If we're going to take such an expansive view on these matters, is there any product or behavior that wouldn't deserve to be taxed...other than eating fresh vegetables and working out every day?
“It doesn’t make you an asshole. You’re entitled to your own opinion. But it DOES make you a progressive lib.”
All your blabbering doesn’t make you an authority on anything. You’re just one more narrow ideologue who sees everything through a very narrow field of vision. Shifting part of costs to cost causers is a conservative approach, whether you understand it or not. But you, along with most liberal and socialists, would oppose any tax based upon the actual usage of a product, or a national sales tax, or the fair tax, etc.
Moving costs to the cost causers was part of the justification for the deregulation of part of telephone industry. Maybe you opposed that, also.
Or choose a competing insurance agency that spreads costs in a more favorable way. Or save up the money and start your own insurance company that will beat the competition.
It's sad that a lot of people seem to think they have a "right" to low cost private insurance, a right which they think justifies all manner of onerous government intrusion.
Gubmint is a necessary evil to provide us, the citizens, with stuff that we couldn't fund on our own. For example, we can't all individually protect ourselves from a large foreign army who wants to bomb or invade us and take OUR STUFF. Therefore, we have a national military to PROTECT OUR STUFF.
We all pitch in to pay for it. Once you start to introduce crap that Gubmint has no business being in like private health and making it a legitimate state function, than this is the result you get.

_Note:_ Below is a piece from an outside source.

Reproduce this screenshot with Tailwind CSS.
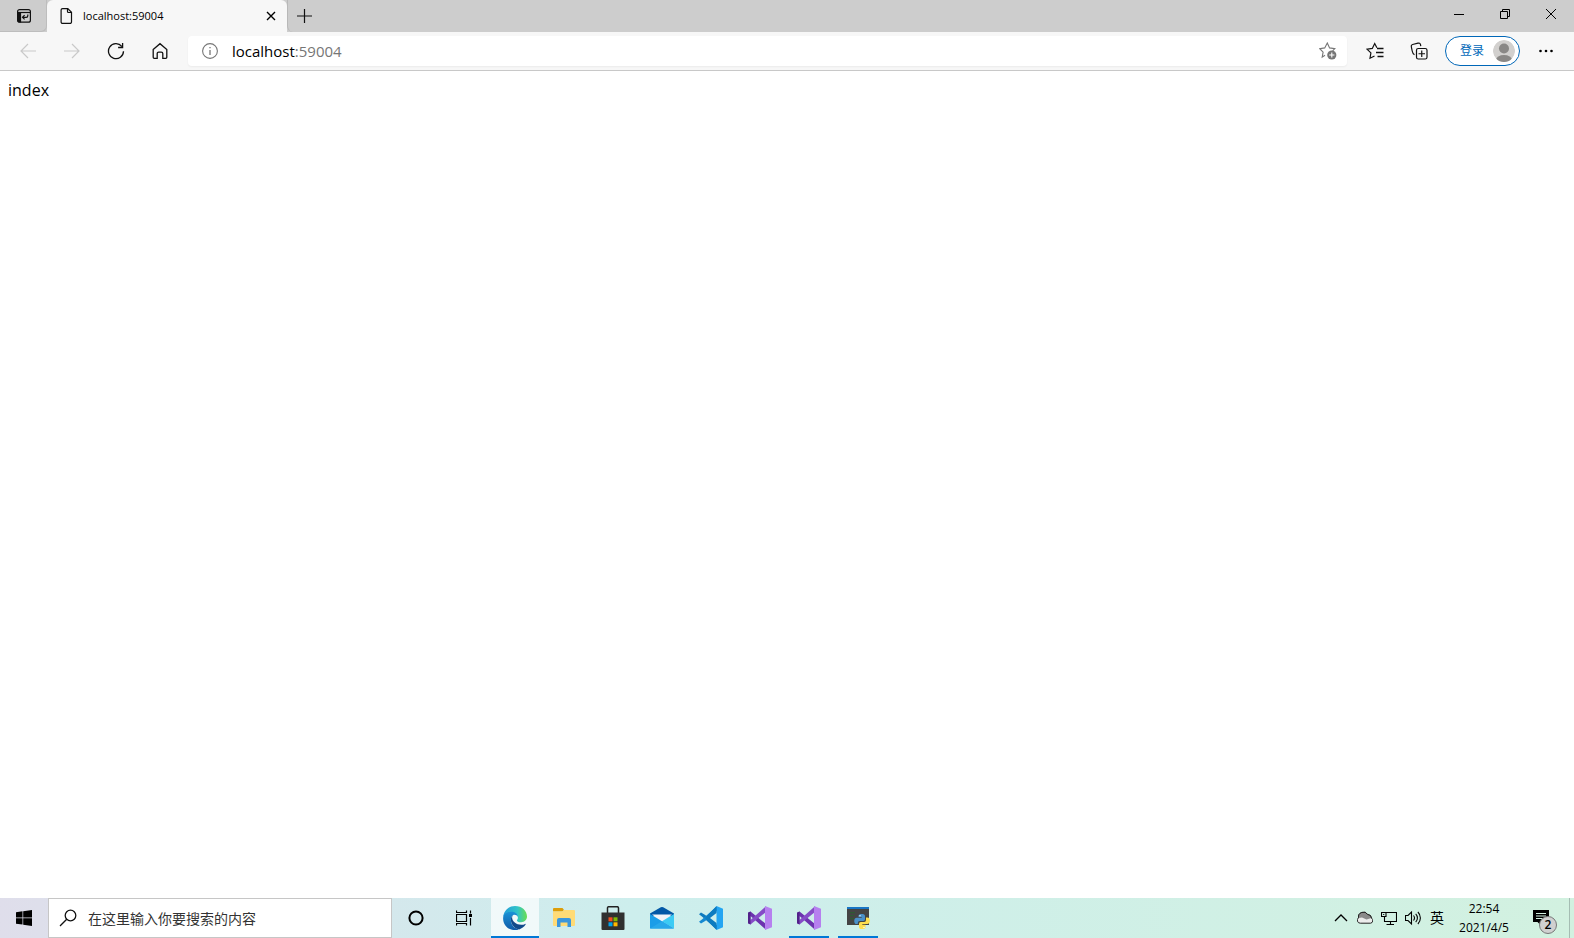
<!DOCTYPE html>
<html lang="zh-CN">
<head>
<meta charset="utf-8">
<meta name="viewport" content="width=device-width, initial-scale=1">
<title>localhost:59004</title>
<script src="https://cdn.jsdelivr.net/npm/@tailwindcss/browser@4"></script>
</head>
<body class="flex h-screen flex-col overflow-hidden bg-white font-['Open_Sans','Noto_Sans_CJK_SC',sans-serif] text-black">

<!-- Tab strip -->
<header class="flex h-8 shrink-0 bg-[#cdcdcd]">
  <button aria-label="Tab actions" class="flex w-[47px] items-center justify-center rounded-br-md border-r border-b border-[#bdbdbd] pl-0.5">
    <svg class="size-4" viewBox="0 0 16 16" fill="none" stroke="#111" stroke-width="1.2"><rect x="1.6" y="1.6" width="12.8" height="12.6" rx="2"/><path d="M1.6 4.5h12.8"/><path d="M2 5h2.5v9H3a1 1 0 0 1-1-1z" fill="#111"/><path d="M11.8 6.5v1.2c0 1-.6 1.6-1.6 1.6H6.8M8.6 7.2L6.5 9.3l2.1 2.1"/></svg>
  </button>
  <div class="flex w-60 items-center rounded-t-md bg-[#f7f7f7] pl-3 pr-2">
    <svg class="h-4 w-4 shrink-0" viewBox="0 0 16 16" fill="none" stroke="#111" stroke-width="1.2"><path d="M3.6.6h5.2l3.7 3.7v9.6a1.5 1.5 0 0 1-1.5 1.5H3.6a1.5 1.5 0 0 1-1.5-1.5V2.1A1.5 1.5 0 0 1 3.6.6z"/><path d="M8.5.8v2.7a1 1 0 0 0 1 1h2.8"/></svg>
    <span class="ml-2 flex-1 text-[11px]">localhost:59004</span>
    <button aria-label="Close tab" class="flex size-4 items-center justify-center"><svg class="size-2.5" viewBox="0 0 10 10" stroke="#000" stroke-width="1.4"><path d="M1 1l8 8M9 1l-8 8"/></svg></button>
  </div>
  <button aria-label="New tab" class="flex w-8 items-center justify-center rounded-bl-md border-l border-[#b8b8b8]"><svg class="size-4" viewBox="0 0 16 16" stroke="#111" stroke-width="1.2"><path d="M8.5 1v14M1 8h15"/></svg></button>
  <div class="flex-1"></div>
  <div class="flex h-7">
    <button aria-label="Minimize" class="flex w-[46px] items-center justify-center"><svg class="size-3" viewBox="0 0 12 12" stroke="#000"><path d="M1 6.5h10"/></svg></button>
    <button aria-label="Restore" class="flex w-[46px] items-center justify-center"><svg class="size-3" viewBox="0 0 12 12" fill="none" stroke="#000"><path d="M1.5 3.5h7v7h-7zM3.5 3.5v-2h7v7h-2"/></svg></button>
    <button aria-label="Close" class="flex w-[46px] items-center justify-center"><svg class="size-3" viewBox="0 0 12 12" stroke="#000"><path d="M1 1l10 10M11 1L1 11"/></svg></button>
  </div>
</header>

<!-- Navigation bar -->
<nav class="flex h-[39px] shrink-0 items-center border-b border-[#c8c8c8] bg-[#f7f7f7] px-1.5">
  <button aria-label="Back" class="flex w-11 justify-center" disabled><svg class="size-4" viewBox="0 0 16 16" fill="none" stroke="#c9c9c9" stroke-width="1.2"><path d="M16 8H1M8 1L1 8l7 7"/></svg></button>
  <button aria-label="Forward" class="flex w-11 justify-center" disabled><svg class="size-4" viewBox="0 0 16 16" fill="none" stroke="#c9c9c9" stroke-width="1.2"><path d="M0 8h15M8 1l7 7-7 7"/></svg></button>
  <button aria-label="Refresh" class="flex w-11 justify-center"><svg class="size-[18px]" viewBox="0 0 18 18" fill="none" stroke="#111" stroke-width="1.3"><path d="M16.5 9.3A7.5 7.5 0 1 1 14.8 4.4M15.6 1v4.5h-4.5"/></svg></button>
  <button aria-label="Home" class="flex w-11 justify-center"><svg class="size-[18px]" viewBox="0 0 18 18" fill="none" stroke="#111" stroke-width="1.3"><path d="M2.2 7.6L9 1.700l6.800 5.900v7.700a1 1 0 0 1-1 1h-3v-4.700a1.500 1.500 0 0 0-1.500-1.500H7.700a1.500 1.500 0 0 0-1.500 1.500v4.700h-3a1 1 0 0 1-1-1z"/></svg></button>
  <div class="ml-1.5 flex h-[30px] flex-1 items-center rounded-sm bg-white pl-3.5 pr-2.5 shadow-xs">
    <svg class="size-4 shrink-0" viewBox="0 0 16 16" fill="none" stroke="#767676" stroke-width="1.1"><circle cx="8" cy="8" r="7.4"/><path d="M8 7v5M8 4v1.3" stroke-width="1.3"/></svg>
    <div class="relative ml-3.5 flex-1 text-[15px] leading-6">
      <input type="text" aria-label="Address" class="peer block h-6 w-full bg-transparent outline-none">
      <span class="pointer-events-none absolute top-0 left-0 text-[#767676] peer-focus:hidden"><span class="text-black">localhost</span>:59004</span>
    </div>
    <button aria-label="Add favorite"><svg class="size-[18px]" viewBox="0 0 18 18" fill="none" stroke="#767676" stroke-width="1.1"><path d="M6 13.3l-2.800 1.800.9-5L.8 6.700l4.900-.8L8.300 1l2.300 4.900 5.200.8-2.200 2.200"/><circle cx="12.8" cy="13" r="4.6" fill="#767676" stroke="none"/><path d="M12.8 10.4v5.2M10.2 13h5.2" stroke="#fff"/></svg></button>
  </div>
  <button aria-label="Favorites" class="ml-1.5 flex w-11 justify-center"><svg class="size-[18px]" viewBox="0 0 18 18" fill="none" stroke="#111" stroke-width="1.2"><path d="M8.5 14L4 16.2l.9-5.300L1 7.200l5.300-.8L8.700 1.500l2.200 4.300"/><path d="M11 6.500h6.500M10 10.500h7.500M11.500 14.500h6" stroke-width="1.3"/></svg></button>
  <button aria-label="Collections" class="flex w-11 justify-center"><svg class="size-[18px]" viewBox="0 0 18 18" fill="none" stroke="#111" stroke-width="1.2"><rect x="6.5" y="6.5" width="10.5" height="10.5" rx="1.8"/><path d="M11.75 8.5v6.5M8.5 11.75h6.500"/><path d="M4.500 12.800c-1.500-.8-2-2.300-2.300-3.800L1.300 4.700c-.3-1.200.3-1.900 1.300-2.200L8 1.200c1.200-.3 2.200.2 2.500 1.500l.3 1.500"/></svg></button>
  <button class="ml-1 flex h-[30px] w-[75px] items-center justify-between rounded-full border border-[#0067b8] bg-white pl-3.5 pr-1 text-xs text-[#0067b8]">登录
    <svg class="size-[22px]" viewBox="0 0 22 22"><defs><clipPath id="av"><circle cx="11" cy="11" r="11"/></clipPath></defs><g clip-path="url(#av)"><circle cx="11" cy="11" r="11" fill="#d2d0ce"/><circle cx="11" cy="8.5" r="5" fill="#8a8886"/><ellipse cx="11" cy="20" rx="8" ry="5" fill="#8a8886"/></g></svg>
  </button>
  <button aria-label="Settings and more" class="ml-1 flex w-11 justify-center"><svg class="size-4" viewBox="0 0 16 16"><circle cx="2.5" cy="8" r="1.3"/><circle cx="8" cy="8" r="1.3"/><circle cx="13.5" cy="8" r="1.3"/></svg></button>
</nav>

<!-- Page -->
<main class="flex-1 px-2 py-[7px] text-base leading-6">index</main>

<!-- Taskbar -->
<footer class="flex h-10 shrink-0 bg-linear-to-r from-[#dfdeeb] via-[#cdeeed] via-40% to-[#d2f1e0]">
  <button aria-label="Start" class="flex w-12 items-center justify-center"><svg class="size-4" viewBox="0 0 16 16"><path d="M0 2.2l6.5-.9v6.200H0zM7.2 1.200L16 0v7.500H7.2zM0 8.300h6.500v6.200L0 13.700zM7.2 8.300H16V16l-8.800-1.300z"/></svg></button>
  <div class="flex w-[344px] items-center border border-[#c6c6c6] bg-white pl-2.5">
    <svg class="size-[18px] shrink-0" viewBox="0 0 18 18" fill="none" stroke="#111" stroke-width="1.3"><circle cx="11.5" cy="6.5" r="5.3"/><path d="M7.7 10.3L1 17"/></svg>
    <input type="text" aria-label="搜索" placeholder="在这里输入你要搜索的内容" class="ml-[11px] h-8 min-w-0 flex-1 text-sm outline-none placeholder:text-[#333]">
  </div>
  <button aria-label="Cortana" class="flex w-12 items-center justify-center"><svg class="size-4" viewBox="0 0 16 16"><circle cx="8" cy="8" r="6.6" fill="none" stroke="#000" stroke-width="2"/></svg></button>
  <button aria-label="Task view" class="flex w-12 items-center justify-center"><svg class="size-4" viewBox="0 0 16 16" fill="none" stroke="#000"><path d="M.5.5v2h10v-2M.5 15.5v-2h10v2M.5 4.5h10v7H.5zM14.5.5v3M14.5 8v7.5" stroke-width="1.2"/><path d="M13 4h3v3h-3z" fill="#000" stroke="none"/></svg></button>
  <div class="ml-[3px] flex gap-px">
    <button aria-label="Microsoft Edge" class="flex w-12 items-center justify-center border-b-2 border-[#0078d7] bg-white/70 pt-0.5">
      <svg class="size-6" viewBox="0 0 24 24"><defs><linearGradient id="e1" x1="0" x2="1"><stop stop-color="#229bd8"/><stop offset=".6" stop-color="#31c4c8"/><stop offset="1" stop-color="#6ade50"/></linearGradient><linearGradient id="e2" x1="0" y1="0" x2="0" y2="1"><stop stop-color="#1b92d6"/><stop offset="1" stop-color="#0f5aa8"/></linearGradient></defs><path d="M.2 11C.8 4.700 5.700 0 12 0c7 0 12 4.800 12 10.500 0 3.300-2.500 5.700-5.800 5.700-3 0-4.300-1-4.300-1.800 0-.7 1-1 1-2.700 0-2.500-2.200-4.700-5.400-4.700C5 7 1.500 8.500.2 11z" fill="url(#e1)"/><path d="M.1 12C.5 8 4 5.700 8.300 5.700c3.700 0 6.300 2 6.600 5-.8-1.300-2-2-3.400-2-2 0-3.600 2.300-3.600 5.300 0 4.500 3.200 8.300 7.800 9.400C7.500 26 0 20.500.1 12z" fill="url(#e2)"/><path d="M9.700 9.400C8.500 10.300 7.800 12 7.900 14c.1 4.800 4 9 8.300 9.400 2.600-.9 4.800-2.500 6.400-4.900.3-.5-.1-.8-.5-.6-1 .5-2.300.9-3.900.9-4.900 0-9.100-3.200-9.100-7.200 0-.8.2-1.600.6-2.200z" fill="#114a8b"/></svg>
    </button>
    <button aria-label="File Explorer" class="flex w-12 items-center justify-center"><svg class="size-6" viewBox="0 0 24 24"><path d="M1 3a1 1 0 0 1 1-1h8.500l1.500 2-1.500 1.500H1z" fill="#dd9d08"/><path d="M1 5.500h9.500L12 4h10a1 1 0 0 1 1 1v14a1 1 0 0 1-1 1H2a1 1 0 0 1-1-1z" fill="#ffdb76"/><path d="M5 21v-7a2 2 0 0 1 2-2h10a2 2 0 0 1 2 2v7h-3.500v-4.500h-7V21z" fill="#3b97dc"/></svg></button>
    <button aria-label="Microsoft Store" class="flex w-12 items-center justify-center"><svg class="size-6" viewBox="0 0 24 24"><path d="M6.500 7V2a1.300 1.300 0 0 1 1.300-1.300h8.400A1.300 1.300 0 0 1 17.500 2v5" fill="none" stroke="#222" stroke-width="1.5"/><path d="M.5 6.500h23V23a1 1 0 0 1-1 1h-21a1 1 0 0 1-1-1z" fill="#303030"/><path d="M7.500 11.300h4v4h-4z" fill="#f25022"/><path d="M12.500 11.300h4v4h-4z" fill="#7fba00"/><path d="M7.500 16.300h4v4h-4z" fill="#00a4ef"/><path d="M12.500 16.300h4v4h-4z" fill="#ffb900"/></svg></button>
    <button aria-label="Mail" class="flex w-12 items-center justify-center"><svg class="size-6" viewBox="0 0 24 24"><path d="M0 7.500L10.800 1.300a2.500 2.500 0 0 1 2.400 0L24 7.500V10H0z" fill="#0358a7"/><path d="M2 8.500h20L12 16z" fill="#f3f4f8"/><path d="M0 8l24 14.500H0z" fill="#1b9de8"/><path d="M24 8v14.500L12 15.300z" fill="#3ccbf4"/><path d="M0 22.500h24L12 15.300z" fill="#28a8ea"/></svg></button>
    <button aria-label="Visual Studio Code" class="flex w-12 items-center justify-center"><svg class="size-6" viewBox="0 0 24 24"><path d="M0 8.300l2-1.900 4.200 2.500L18 19v4.700L3.500 11z" fill="#0e7abf"/><path d="M0 15.700l2 1.900 4.200-2.500L18 5V.3L3.500 13z" fill="#1489d1"/><path d="M17.500 0L24 2.800v18.400L17.500 24z" fill="#24a5f2"/><path d="M17.500 0v7L11 12l6.500 5v7L8 14.300 6 12l2-2.300z" fill="#0d7bc0"/></svg></button>
    <button aria-label="Visual Studio" class="flex w-12 items-center justify-center"><svg class="size-6" viewBox="0 0 24 24"><path d="M0 6.800l2.500-1.300L18 18v5.700L2.500 10v5.500L0 17.200z" fill="#6c33af"/><path d="M0 17.200l2.500 1.300L18 6V.3L2.500 14z" fill="#854cc7"/><path d="M0 6.800l2.500-1.300v13L0 17.200z" fill="#52218a"/><path d="M17 0l7 2.800v18.400L17 24z" fill="#b680ef"/></svg></button>
    <button aria-label="Visual Studio, running" class="relative flex w-12 items-center justify-center after:absolute after:inset-x-1 after:bottom-0 after:h-0.5 after:bg-[#0078d7]"><svg class="size-6" viewBox="0 0 24 24"><path d="M0 6.800l2.500-1.300L18 18v5.700L2.500 10v5.500L0 17.200z" fill="#6c33af"/><path d="M0 17.200l2.500 1.300L18 6V.3L2.500 14z" fill="#854cc7"/><path d="M0 6.800l2.500-1.300v13L0 17.200z" fill="#52218a"/><path d="M17 0l7 2.800v18.400L17 24z" fill="#b680ef"/></svg></button>
    <button aria-label="Python console" class="relative flex w-12 items-center justify-center after:absolute after:inset-x-1 after:bottom-0 after:h-0.5 after:bg-[#0078d7]"><svg class="size-6" viewBox="0 0 24 24"><path d="M1 1h22v18H1z" fill="#444"/><path d="M1 1h22v2H1z" fill="#1976c5"/><path d="M4 6h5v1.200H4zM4 9h4v1.200H4zM4 12h4v1.200H4z" fill="#2f5a33"/><path d="M12.500 9.800c0-1.200 1.300-1.800 3.200-1.800s3.300.6 3.300 1.900v3.400a1.800 1.800 0 0 1-1.800 1.800h-3.400a2 2 0 0 0-2 2v1h-1.300c-1.500 0-2.300-1.300-2.300-3.200s.8-3.200 2.500-3.200h5v-.6h-3.200z" fill="#4a90c8"/><path d="M20 11.500h1.500c1.600 0 2.300 1.500 2.300 3.300s-.8 3.300-2.500 3.300h-5v.7h3.200v2.400c0 1.300-1.300 1.900-3.200 1.900s-3.300-.7-3.300-1.900v-3.400a1.800 1.800 0 0 1 1.800-1.800h3.400a2 2 0 0 0 1.800-2z" fill="#ffdf50"/><circle cx="14" cy="9.700" r=".7" fill="#fff"/><circle cx="18" cy="21.500" r=".7" fill="#fff"/></svg></button>
  </div>
  <div class="flex-1"></div>
  <div class="flex items-center">
    <button aria-label="Show hidden icons" class="flex w-6 justify-center"><svg class="size-4" viewBox="0 0 16 16" fill="none" stroke="#000" stroke-width="1.3"><path d="M2 11l6-6 6 6"/></svg></button>
    <button aria-label="OneDrive" class="flex w-6 justify-center"><svg class="size-4" viewBox="0 0 16 16" stroke="#222"><path d="M3.300 13.200A3 3 0 0 1 1.500 7.800 5 5 0 0 1 10.700 4.500a4 4 0 0 1 3.800 3.700 2.700 2.700 0 0 1-1 5z" fill="#ececec"/><path d="M1.500 8A5 5 0 0 1 10.700 4.500c1.700.2 3.200 1.500 3.700 3.500L9.500 9.500 5 7.500z" fill="#8a8a8a" stroke="none"/><path d="M1.500 7.800A5 5 0 0 1 10.700 4.500a4 4 0 0 1 3.800 3.700" fill="none"/></svg></button>
    <button aria-label="Network" class="flex w-6 justify-center"><svg class="size-4" viewBox="0 0 16 16" fill="none" stroke="#000" stroke-width="1.1"><path d="M5 2.500h10.500v9H3.500V7M9.500 11.500v3M5.500 14.500h7.500M.5 2.500H5v4H.5zM2.700 4v1"/></svg></button>
    <button aria-label="Volume" class="flex w-6 justify-center"><svg class="size-4" viewBox="0 0 16 16" fill="none" stroke="#000" stroke-width="1.1"><path d="M.5 5.500h2.500l3.500-3.500v12L3 10.500H.5zM8.500 5.500a4 4 0 0 1 0 5M10.700 3.800a6 6 0 0 1 0 8.400M12.900 2a8.500 8.500 0 0 1 0 12"/></svg></button>
    <button class="w-6 text-sm">英</button>
    <button class="w-[70px] text-center text-xs leading-[19px]"><time datetime="2021-04-05T22:54"><span class="block">22:54</span><span class="block">2021/4/5</span></time></button>
    <button aria-label="Notifications" class="relative flex w-[50px] items-center pl-3.5"><svg class="size-4" viewBox="0 0 16 16"><path d="M0 0h16v12H8v3.500L4.500 12H0z"/><path d="M3 3.500h10M3 6h10M3 8.500h7" stroke="#d2f1e0"/></svg>
      <span class="absolute top-1.5 left-5 flex size-[18px] items-center justify-center rounded-full border border-[#777] bg-[#d0d0d0] text-xs font-semibold">2</span></button>
  </div>
  <button aria-label="Show desktop" class="w-[5px] border-l border-[#a5bdb3]"></button>
</footer>
</body>
</html>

Perhaps, but it might be a Pyrrhic victory. The "reasonable" taxes used to simply recover costs are the first steps toward later imposing prohibitive taxes, and generally trying to mold people's behavior through government force. It's just like with gun control. The gun grabbers aren't going to come out and call for a total ban on all weapons...they'll start with seemingly "reasonable" regulations like minimal waiting periods and ammo taxes.
The money we "save" in the short term with these taxes could come at the expense of our liberty in the long term.
Yep. Government intrusion always begets more government intrusion.
Libs think that wasted money could be better spent on handouts to those at home whether they work or not. If we are invaded and killed by a foreign enemy, screw it. We deserve it.
Our legislators in Washington state tried twice without success (yet) to implement a tax for collecting rain water in a barrel. They said the rain that falls from the sky belongs to them. I am not kidding.